If Thomas were cut within a five-day window following Super Bowl LI, the Jaguars would’ve avoided him being owed any guaranteed money. Instead, the Jaguars let Thomas be, per Pro Football Talk, thus guaranteeing $3 million of his salary. As Pro Football Talk also notes, Thomas will be due $7 million guaranteed if still on the roster five days into the new league year in March. At this point, though, that seems like a formality as he’s already guaranteed near half of that.
Frankly, this feels like another misfire in a long list of them for the Jacksonville Jaguars. Sure, there are reasons to be optimistic with this team. Tom Coughlin returning to help run football operations, new life at head coach with Doug Marrone, and the young talent on the roster all provide hope.

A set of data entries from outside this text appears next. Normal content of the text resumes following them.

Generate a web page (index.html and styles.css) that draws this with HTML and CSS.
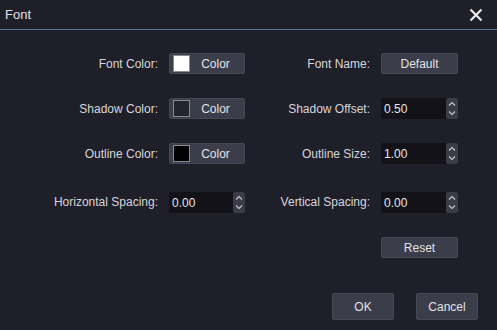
FILE: index.html
```html
<!DOCTYPE html>
<html>
<head>
<meta charset="utf-8">
<link rel="stylesheet" href="styles.css">
</head>
<body>
<div class="dialog">
  <div class="titlebar">
    <span class="title">Font</span>
    <svg class="close" width="14" height="14" viewBox="0 0 14 14"><path d="M1.5 1.5 L12.5 12.5 M12.5 1.5 L1.5 12.5" stroke="#ececec" stroke-width="2.2" fill="none"/></svg>
  </div>
  <div class="content">
    <div class="form">
      <label class="lbl">Font Color:</label>
      <button class="btn color-btn"><span class="swatch white"></span><span class="btn-text">Color</span></button>
      <label class="lbl">Font Name:</label>
      <button class="btn">Default</button>

      <label class="lbl">Shadow Color:</label>
      <button class="btn color-btn"><span class="swatch dark"></span><span class="btn-text">Color</span></button>
      <label class="lbl">Shadow Offset:</label>
      <div class="spin"><span class="val">0.50</span><span class="arrows"><svg width="12" height="21" viewBox="0 0 12 21"><path d="M3 7.5 L6 4.5 L9 7.5 M3 13.5 L6 16.5 L9 13.5" stroke="#c8c8d0" stroke-width="1.1" fill="none"/></svg></span></div>

      <label class="lbl">Outline Color:</label>
      <button class="btn color-btn"><span class="swatch black"></span><span class="btn-text">Color</span></button>
      <label class="lbl">Outline Size:</label>
      <div class="spin"><span class="val">1.00</span><span class="arrows"><svg width="12" height="21" viewBox="0 0 12 21"><path d="M3 7.5 L6 4.5 L9 7.5 M3 13.5 L6 16.5 L9 13.5" stroke="#c8c8d0" stroke-width="1.1" fill="none"/></svg></span></div>

      <label class="lbl low">Horizontal Spacing:</label>
      <div class="spin low"><span class="val">0.00</span><span class="arrows"><svg width="12" height="21" viewBox="0 0 12 21"><path d="M3 7.5 L6 4.5 L9 7.5 M3 13.5 L6 16.5 L9 13.5" stroke="#c8c8d0" stroke-width="1.1" fill="none"/></svg></span></div>
      <label class="lbl low">Vertical Spacing:</label>
      <div class="spin low"><span class="val">0.00</span><span class="arrows"><svg width="12" height="21" viewBox="0 0 12 21"><path d="M3 7.5 L6 4.5 L9 7.5 M3 13.5 L6 16.5 L9 13.5" stroke="#c8c8d0" stroke-width="1.1" fill="none"/></svg></span></div>

      <span class="empty"></span>
      <span class="empty"></span>
      <span class="empty"></span>
      <button class="btn">Reset</button>
    </div>
    <div class="footer">
      <button class="btn big">OK</button>
      <button class="btn big">Cancel</button>
    </div>
  </div>
</div>
</body>
</html>
```

FILE: styles.css
```css
html, body {
  margin: 0;
  padding: 0;
  background: #1f1f29;
}
body {
  width: 497px;
  height: 330px;
  overflow: hidden;
  font-family: "Liberation Sans", Arial, sans-serif;
  font-size: 12px;
  color: #d6d6da;
}
.dialog {
  width: 497px;
  height: 330px;
  display: flex;
  flex-direction: column;
  background: #1f1f29;
}
.titlebar {
  height: 29px;
  border-bottom: 1px solid #4e7393;
  display: flex;
  align-items: center;
  justify-content: space-between;
  padding: 0 14px 0 5px;
  box-sizing: content-box;
}
.title {
  font-size: 13px;
  color: #e2e2e6;
  margin-top: -1px;
}
.close {
  display: block;
  margin-top: 1px;
}
.content {
  flex: 1;
  display: flex;
  flex-direction: column;
  padding-top: 23px;
}
.form {
  display: grid;
  grid-template-columns: 158px 76px 114px 77px;
  grid-template-rows: 21px 21px 21px 25px 21px;
  column-gap: 11px;
  row-gap: 24px;
  align-items: center;
}
.lbl {
  text-align: right;
  color: #d6d6da;
  white-space: nowrap;
}
.low {
  align-self: end;
}
.lbl.low {
  line-height: 21px;
}
.btn {
  font-family: "Liberation Sans", Arial, sans-serif;
  font-size: 12px;
  color: #e2e2e6;
  background: #3b3d4a;
  border: 1px solid #464856;
  border-radius: 2px;
  height: 21px;
  padding: 0;
  margin: 0;
  display: flex;
  align-items: center;
  justify-content: center;
  box-sizing: border-box;
}
.color-btn {
  justify-content: flex-start;
  padding-left: 3px;
}
.btn-text {
  flex: 1;
  text-align: center;
  padding-right: 3px;
}
.swatch {
  width: 17px;
  height: 17px;
  box-sizing: border-box;
  border: 1px solid #8a8a90;
}
.swatch.white { background: #ffffff; }
.swatch.dark { background: #22232c; }
.swatch.black { background: #000000; }
.spin {
  height: 21px;
  background: #121218;
  display: flex;
  align-items: center;
  border-radius: 2px;
}
.val {
  flex: 1;
  padding-left: 3px;
  color: #e6e6ea;
}
.arrows {
  width: 12px;
  height: 21px;
  background: #3a3c48;
  border-radius: 2px;
  display: block;
}
.arrows svg {
  display: block;
}
.footer {
  margin-top: auto;
  margin-bottom: 10px;
  display: flex;
  justify-content: flex-end;
  gap: 22px;
  padding-right: 19px;
}
.btn.big {
  width: 62px;
  height: 27px;
}
```
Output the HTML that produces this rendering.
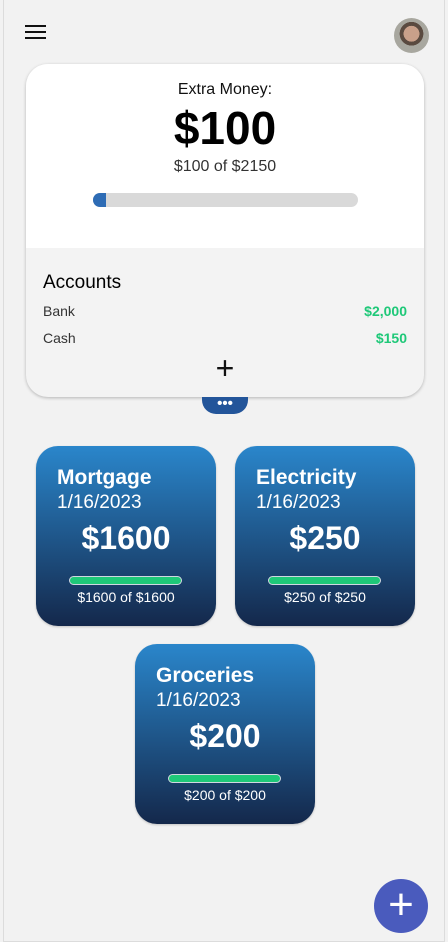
<!DOCTYPE html>
<html><head><style>
*{margin:0;padding:0;box-sizing:border-box}
body{width:448px;height:942px;background:#f2f2f2;font-family:"Liberation Sans",sans-serif;position:relative;overflow:hidden}
.frame{position:absolute;left:3px;top:0;width:442px;height:942px;border:1px solid #dcdcdc;border-top:none}
.ham{position:absolute;left:25px;top:25px;width:21px}
.ham div{height:2px;background:#111;margin-bottom:4px}
.av{position:absolute;left:394px;top:18px;width:35px;height:35px;border-radius:50%;background:radial-gradient(circle at 50% 45%,#c9a08a 0 30%,#5a4a40 31% 45%,#a8a79f 46%);}
.card{position:absolute;left:26px;top:64px;width:398px;height:333px;border-radius:22px;background:#f3f3f3;box-shadow:0 1px 3px rgba(0,0,0,.25);overflow:hidden}
.top{height:184px;background:#fff;text-align:center}
.t1{padding-top:17px;font-size:16px;color:#111}
.t2{font-size:46px;font-weight:bold;line-height:58px;color:#000}
.t3{font-size:16px;color:#333;line-height:20px}
.bar{margin:16px auto 0;width:265px;height:14px;border-radius:7px;background:#d9d9d9;overflow:hidden}
.bar div{width:13px;height:14px;background:#2e6cb5}
.acc{padding:24px 17px 0}
.acc h3{font-size:19px;font-weight:normal;color:#000;margin-bottom:9px}
.row{display:flex;justify-content:space-between;font-size:14px;color:#333;height:27px}
.row b{color:#1ec878}
.plus{text-align:center;font-size:32px;line-height:22px;font-weight:300;color:#111}
.pill{position:absolute;left:202px;top:397px;width:46px;height:17px;background:#23559a;border-radius:0 0 14px 14px;color:#fff;text-align:center;font-size:15px;line-height:13px;letter-spacing:0px;font-weight:bold}
.b{position:absolute;width:180px;height:180px;border-radius:22px;background:linear-gradient(#2a86cb,#14284b);color:#fff;box-shadow:0 1px 2px rgba(0,0,0,.2)}
.b .n{position:absolute;left:21px;top:20px;font-size:21px;font-weight:bold}
.b .d{position:absolute;left:21px;top:46px;font-size:19px}
.b .a{position:absolute;left:0;width:100%;top:74px;text-align:center;font-size:32px;font-weight:bold}
.b .g{position:absolute;left:33px;top:130px;width:113px;height:9px;border-radius:5px;background:#1ec878;border:1px solid #cfd8e0}
.b .s{position:absolute;left:0;width:100%;top:143px;text-align:center;font-size:14px}
.fab{position:absolute;left:374px;top:879px;width:54px;height:54px;border-radius:50%;background:#4a5bbd;color:#fff;text-align:center;font-size:44px;line-height:52px;font-weight:300}
</style></head><body>
<div class="frame"></div>
<div class="ham"><div></div><div></div><div></div></div>
<div class="av"></div>
<div class="card">
<div class="top"><div class="t1">Extra Money:</div><div class="t2">$100</div><div class="t3">$100 of $2150</div><div class="bar"><div></div></div></div>
<div class="acc"><h3>Accounts</h3>
<div class="row"><span>Bank</span><b>$2,000</b></div>
<div class="row"><span>Cash</span><b>$150</b></div>
<div class="plus">+</div></div>
</div>
<div class="pill">•••</div>
<div class="b" style="left:36px;top:446px"><div class="n">Mortgage</div><div class="d">1/16/2023</div><div class="a">$1600</div><div class="g"></div><div class="s">$1600 of $1600</div></div>
<div class="b" style="left:235px;top:446px"><div class="n">Electricity</div><div class="d">1/16/2023</div><div class="a">$250</div><div class="g"></div><div class="s">$250 of $250</div></div>
<div class="b" style="left:135px;top:644px"><div class="n">Groceries</div><div class="d">1/16/2023</div><div class="a">$200</div><div class="g"></div><div class="s">$200 of $200</div></div>
<div class="fab">+</div>
</body></html>
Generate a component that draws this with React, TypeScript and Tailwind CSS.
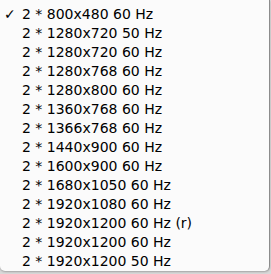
import React from 'react';

const modes = [
  '2 * 800x480 60 Hz',
  '2 * 1280x720 50 Hz',
  '2 * 1280x720 60 Hz',
  '2 * 1280x768 60 Hz',
  '2 * 1280x800 60 Hz',
  '2 * 1360x768 60 Hz',
  '2 * 1366x768 60 Hz',
  '2 * 1440x900 60 Hz',
  '2 * 1600x900 60 Hz',
  '2 * 1680x1050 60 Hz',
  '2 * 1920x1080 60 Hz',
  '2 * 1920x1200 60 Hz (r)',
  '2 * 1920x1200 60 Hz',
  '2 * 1920x1200 50 Hz',
];

const App: React.FC = () => {
  return (
    <div className="w-[271px] h-[274px] bg-[#d9d9d9] overflow-hidden">
      {/* popup menu */}
      <div className="w-[270px] h-[271px] bg-[#fbfbfb] border-r border-[#8c8c8c] rounded-b-[5px] pt-[4px] shadow-[0_1px_2px_rgba(0,0,0,0.25)] font-['DejaVu_Sans',sans-serif] text-[14px] text-black">
        {modes.map((m, i) => (
          <div key={m} className="h-[19px] flex items-center">
            <span className="w-[22px] pl-[4px] text-[14px] font-bold leading-none">{i === 0 ? '✓' : ''}</span>
            <span className="leading-none">{m}</span>
          </div>
        ))}
      </div>
    </div>
  );
};

export default App;
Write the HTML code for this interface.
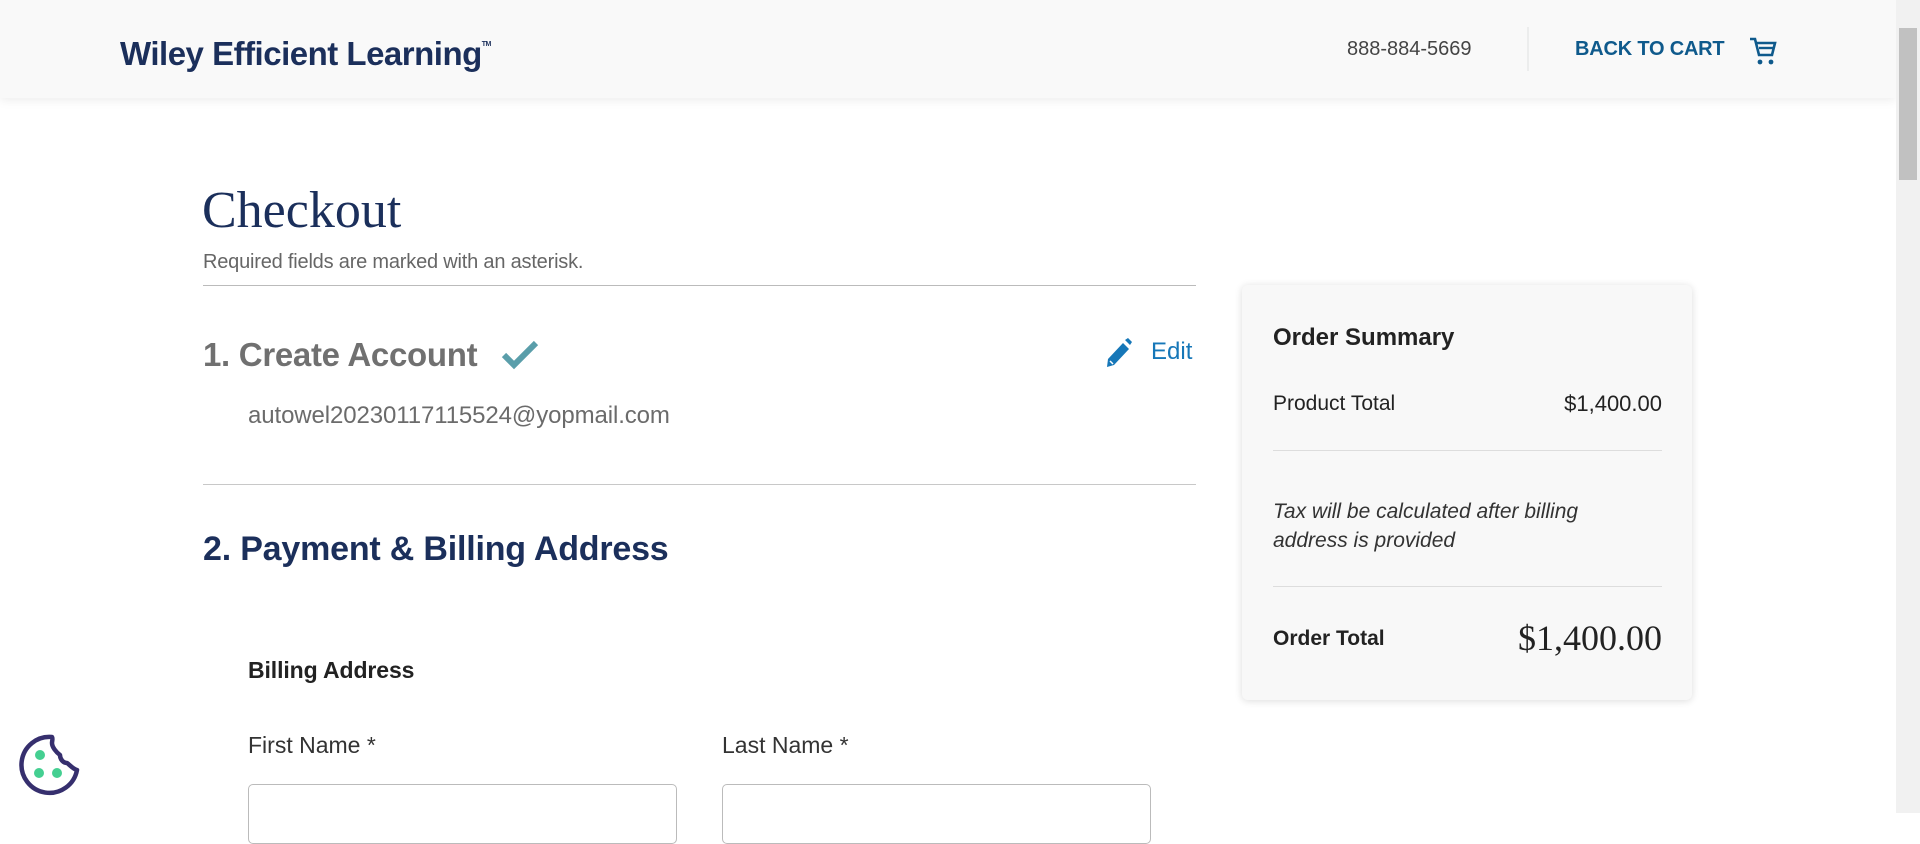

However, they are still a team that won three games in the 2016 season. Thus, it doesn’t rightly make sense to keep a veteran player who can’t stay healthy and hasn’t been overly productive when healthy when he’s costing a fairly substantial cap hit for this year. This isn’t a team in a position to make luxury signings or keep players of that same ilk around. Comparing production to salary at this point with Thomas, that’s what he is.
At his best, there’s no need to take away from Thomas. We’ve seen the veteran tight end be a force that few defenses can hope to contain. While that may result in the occasional touchdown and highlight, it’s not necessary for the Jaguars in their current state. He’s sticking around, though, which surely will prove to be a curious decision moving forward.